Everything from the first line of the data below through the line that contains "import React from" should be written out exactly, please, and nothing more; the pictures stay out.

- [Data segment]:
┌──

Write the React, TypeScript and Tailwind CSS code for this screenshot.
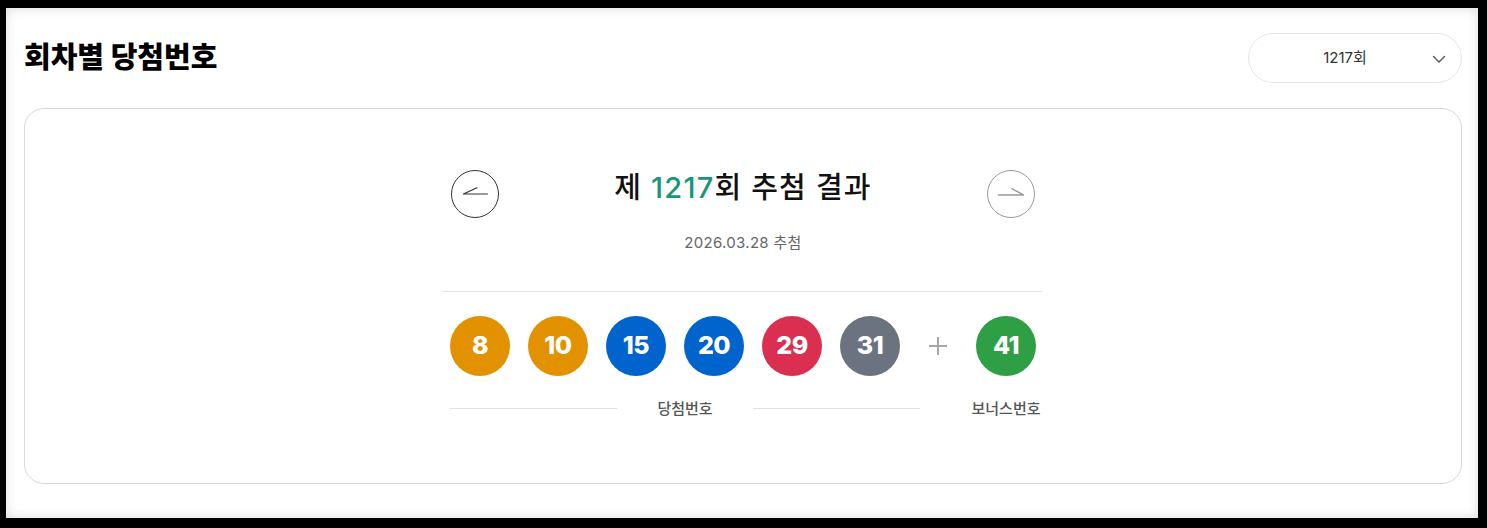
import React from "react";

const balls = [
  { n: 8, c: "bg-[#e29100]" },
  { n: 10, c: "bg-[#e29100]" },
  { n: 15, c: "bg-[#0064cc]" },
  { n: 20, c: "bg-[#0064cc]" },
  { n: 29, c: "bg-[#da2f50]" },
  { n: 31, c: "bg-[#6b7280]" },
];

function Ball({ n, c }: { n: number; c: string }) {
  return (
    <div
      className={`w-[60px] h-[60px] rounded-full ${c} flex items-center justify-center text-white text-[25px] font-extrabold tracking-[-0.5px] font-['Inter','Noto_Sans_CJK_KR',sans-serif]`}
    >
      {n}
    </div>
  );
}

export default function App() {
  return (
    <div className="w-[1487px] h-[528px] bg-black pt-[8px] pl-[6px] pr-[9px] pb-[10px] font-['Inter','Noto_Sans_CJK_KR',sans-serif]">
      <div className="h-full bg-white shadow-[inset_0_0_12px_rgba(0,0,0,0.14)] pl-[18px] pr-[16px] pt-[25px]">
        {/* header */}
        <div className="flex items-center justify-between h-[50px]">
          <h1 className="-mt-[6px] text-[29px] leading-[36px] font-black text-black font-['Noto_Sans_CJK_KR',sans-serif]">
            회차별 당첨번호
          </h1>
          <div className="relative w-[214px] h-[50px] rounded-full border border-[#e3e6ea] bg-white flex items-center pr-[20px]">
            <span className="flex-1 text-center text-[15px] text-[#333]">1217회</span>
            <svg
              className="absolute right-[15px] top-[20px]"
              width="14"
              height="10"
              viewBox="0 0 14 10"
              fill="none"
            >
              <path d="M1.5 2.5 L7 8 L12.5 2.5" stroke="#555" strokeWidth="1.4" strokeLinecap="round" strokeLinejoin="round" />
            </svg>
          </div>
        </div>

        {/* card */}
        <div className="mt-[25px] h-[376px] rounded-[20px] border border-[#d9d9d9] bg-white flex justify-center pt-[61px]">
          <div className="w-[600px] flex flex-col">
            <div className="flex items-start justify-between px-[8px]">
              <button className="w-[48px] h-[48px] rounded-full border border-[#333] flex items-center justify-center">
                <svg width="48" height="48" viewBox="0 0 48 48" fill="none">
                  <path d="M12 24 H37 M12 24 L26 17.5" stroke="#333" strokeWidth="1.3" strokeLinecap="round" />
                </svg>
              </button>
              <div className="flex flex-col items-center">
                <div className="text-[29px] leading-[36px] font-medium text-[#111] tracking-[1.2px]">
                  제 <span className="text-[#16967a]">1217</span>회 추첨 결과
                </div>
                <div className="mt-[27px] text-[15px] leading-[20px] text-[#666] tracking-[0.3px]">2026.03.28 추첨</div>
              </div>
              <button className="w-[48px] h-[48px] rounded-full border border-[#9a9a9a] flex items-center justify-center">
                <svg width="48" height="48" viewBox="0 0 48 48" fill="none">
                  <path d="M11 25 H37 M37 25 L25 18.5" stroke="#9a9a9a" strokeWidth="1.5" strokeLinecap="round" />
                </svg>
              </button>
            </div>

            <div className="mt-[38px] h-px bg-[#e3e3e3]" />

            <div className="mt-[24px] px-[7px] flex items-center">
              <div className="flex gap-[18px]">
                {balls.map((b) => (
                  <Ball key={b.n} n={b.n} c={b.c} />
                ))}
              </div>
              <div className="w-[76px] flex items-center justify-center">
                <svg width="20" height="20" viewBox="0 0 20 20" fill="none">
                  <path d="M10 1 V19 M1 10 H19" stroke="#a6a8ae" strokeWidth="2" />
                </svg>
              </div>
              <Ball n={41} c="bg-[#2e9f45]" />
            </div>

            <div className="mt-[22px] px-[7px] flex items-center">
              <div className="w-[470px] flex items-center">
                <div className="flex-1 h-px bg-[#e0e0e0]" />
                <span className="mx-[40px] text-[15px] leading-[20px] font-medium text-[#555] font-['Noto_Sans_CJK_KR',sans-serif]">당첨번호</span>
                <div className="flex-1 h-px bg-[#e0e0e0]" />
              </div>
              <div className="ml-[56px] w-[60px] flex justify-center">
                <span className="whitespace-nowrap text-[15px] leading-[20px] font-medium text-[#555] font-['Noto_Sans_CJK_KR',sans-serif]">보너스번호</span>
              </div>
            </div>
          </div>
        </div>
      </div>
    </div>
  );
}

└──

- [Solved exercise]:
Write the React, TypeScript and Tailwind CSS code for this screenshot.
import React from "react";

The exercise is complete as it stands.